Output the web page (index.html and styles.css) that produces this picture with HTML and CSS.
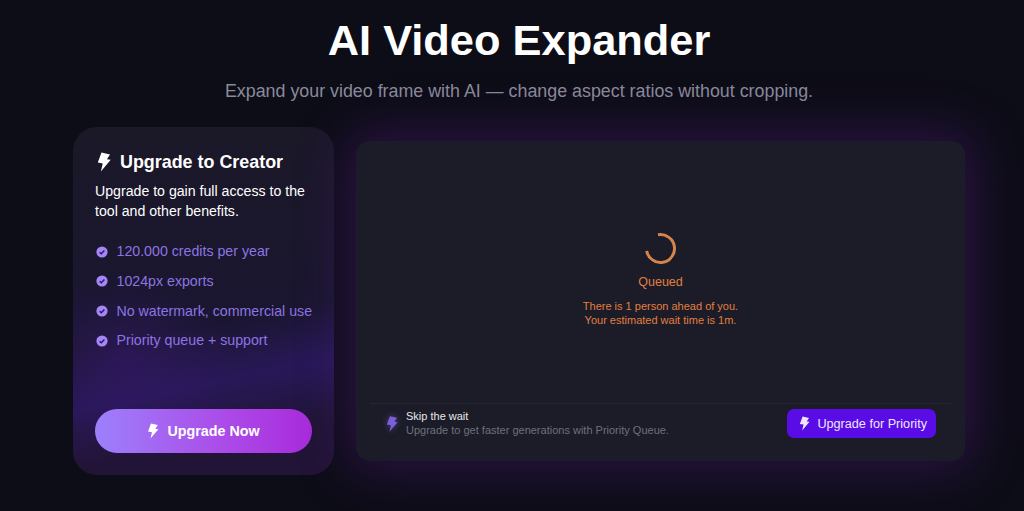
FILE: index.html
```html
<!DOCTYPE html>
<html>
<head>
  <title>AI Video Expander</title>
  <link rel="stylesheet" href="styles.css">
</head>
<body>
  <svg class="defs" width="0" height="0">
    <symbol id="bolt" viewBox="0 0 16 22">
      <path d="M5.2 0.6 L14.6 2.8 L11.2 8 L15.4 8.6 L4.6 21.4 L6.6 12.6 L1.2 11.6 Z"/>
    </symbol>
    <symbol id="check" viewBox="0 0 12 12">
      <circle cx="6" cy="6" r="5.6" fill="#a585f7"/>
      <path d="M3.6 6.2 L5.3 7.8 L8.4 4.5" fill="none" stroke="#2a1a55" stroke-width="1.4"/>
    </symbol>
  </svg>

  <div class="page">
    <h1>AI Video Expander</h1>
    <p class="subtitle">Expand your video frame with AI — change aspect ratios without cropping.</p>

    <div class="content">
      <div class="upgrade-card">
        <h2><svg class="bolt-title"><use href="#bolt"/></svg>Upgrade to Creator</h2>
        <p class="upgrade-text">Upgrade to gain full access to the tool and other benefits.</p>
        <ul class="benefits">
          <li><svg class="check"><use href="#check"/></svg>120.000 credits per year</li>
          <li><svg class="check"><use href="#check"/></svg>1024px exports</li>
          <li><svg class="check"><use href="#check"/></svg>No watermark, commercial use</li>
          <li><svg class="check"><use href="#check"/></svg>Priority queue + support</li>
        </ul>
        <button class="upgrade-btn"><svg class="bolt-btn"><use href="#bolt"/></svg>Upgrade Now</button>
      </div>

      <div class="queue-card">
        <div class="queue-status">
          <div class="spinner"></div>
          <div class="queued">Queued</div>
          <p class="wait">There is 1 person ahead of you.<br>Your estimated wait time is 1m.</p>
        </div>
        <div class="skip-row">
          <svg class="bolt-skip"><use href="#bolt"/></svg>
          <div class="skip-text">
            <div class="skip-title">Skip the wait</div>
            <div class="skip-sub">Upgrade to get faster generations with Priority Queue.</div>
          </div>
          <button class="priority-btn"><svg class="bolt-priority"><use href="#bolt"/></svg>Upgrade for Priority</button>
        </div>
      </div>
    </div>
  </div>
</body>
</html>
```

FILE: styles.css
```css
html, body {
  height: 100%;
}

body {
  margin: 0;
  overflow: hidden;
  background-color: #0d0d17;
  font-family: "Liberation Sans", Arial, sans-serif;
}

.defs {
  display: block;
  height: 0;
}

.page {
  width: 892px;
  margin-left: 73px;
  padding-top: 14px;
}

h1 {
  margin: 0;
  text-align: center;
  color: #fff;
  font-size: 43.4px;
  line-height: 52px;
  font-weight: 700;
}

.subtitle {
  margin: 13px 0 0;
  text-align: center;
  color: #8a8a9a;
  font-size: 17.85px;
  line-height: 24px;
}

.content {
  display: flex;
  align-items: center;
  gap: 22px;
  margin-top: 24px;
}

.upgrade-card {
  box-sizing: border-box;
  width: 261px;
  height: 348px;
  flex: none;
  padding: 22px;
  border-radius: 24px;
  display: flex;
  flex-direction: column;
  color: #fff;
  background:
    radial-gradient(ellipse 110px 80px at 50px 230px, rgba(62, 26, 125, 0.4), rgba(62, 26, 125, 0) 100%),
    linear-gradient(169deg, rgba(50, 26, 120, 0) 56%, rgba(50, 26, 120, 0.55) 71%, rgba(50, 26, 120, 0) 86%),
    linear-gradient(180deg, #1b1828 0%, #1a1630 55%, #221437 100%);
}

h2 {
  display: flex;
  align-items: center;
  margin: 0;
  font-size: 17.9px;
  line-height: 26px;
  font-weight: 700;
}

.bolt-title {
  width: 16px;
  height: 20px;
  margin: 0 8px 0 1px;
  fill: #fff;
}

.upgrade-text {
  margin: 7px 0 0;
  font-size: 14.15px;
  line-height: 19.6px;
}

.benefits {
  list-style: none;
  margin: 20px -4px 0 0;
  padding: 0;
  color: #8c74e2;
  font-size: 14.2px;
}

.benefits li {
  display: flex;
  align-items: center;
  height: 20px;
  margin-bottom: 9.7px;
  white-space: nowrap;
}

.check {
  width: 12px;
  height: 12px;
  margin: 1px 9px 0 0.5px;
}

.upgrade-btn {
  display: flex;
  align-items: center;
  justify-content: center;
  height: 44px;
  margin-top: auto;
  border: 0;
  border-radius: 22px;
  color: #fff;
  font-family: inherit;
  font-size: 14.3px;
  font-weight: 700;
  background: linear-gradient(90deg, #9d80fb 0%, #ab4be8 60%, #a92bdc 100%);
}

.bolt-btn {
  width: 12px;
  height: 16px;
  margin-right: 8px;
  fill: #fff;
}

.queue-card {
  box-sizing: border-box;
  flex: 1;
  height: 320px;
  padding: 0 14px;
  border-radius: 14px;
  display: flex;
  flex-direction: column;
  background-color: #1b1c27;
  box-shadow: 0 0 50px 8px rgba(88, 28, 135, 0.42);
}

.queue-status {
  flex: 1;
  display: flex;
  flex-direction: column;
  align-items: center;
  padding-top: 92px;
  color: #e27f42;
  text-align: center;
}

.spinner {
  box-sizing: border-box;
  width: 31px;
  height: 31px;
  border: 3px solid #d5844c;
  border-top-color: transparent;
  border-radius: 50%;
  transform: rotate(-55deg);
}

.queued {
  margin-top: 10px;
  font-size: 12.5px;
  line-height: 16px;
}

.wait {
  margin: 9px 0 0;
  font-size: 11px;
  line-height: 14px;
}

.skip-row {
  display: flex;
  align-items: center;
  height: 58px;
  padding: 0 15px 18px 16px;
  box-sizing: border-box;
  border-top: 1px solid #262733;
}

.bolt-skip {
  width: 12px;
  height: 18px;
  margin-right: 8px;
  fill: #7a5fd8;
  filter: drop-shadow(0 0 3px rgba(122, 95, 216, 0.6));
}

.skip-text {
  flex: 1;
  padding-bottom: 2px;
  font-size: 11px;
  line-height: 14px;
}

.skip-title {
  color: #e8e8ee;
}

.skip-sub {
  color: #6f707e;
}

.priority-btn {
  display: flex;
  align-items: center;
  height: 29px;
  padding: 0 9px 0 12px;
  border: 0;
  border-radius: 7px;
  color: #eee6ff;
  font-family: inherit;
  font-size: 12.65px;
  background-color: #5a0ce6;
}

.bolt-priority {
  width: 11px;
  height: 15px;
  margin-right: 7px;
  fill: #eee6ff;
}
```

**What you are asked to do**
Count all lines of the data that include "styles". The answer is the number alone.

**Final result**
3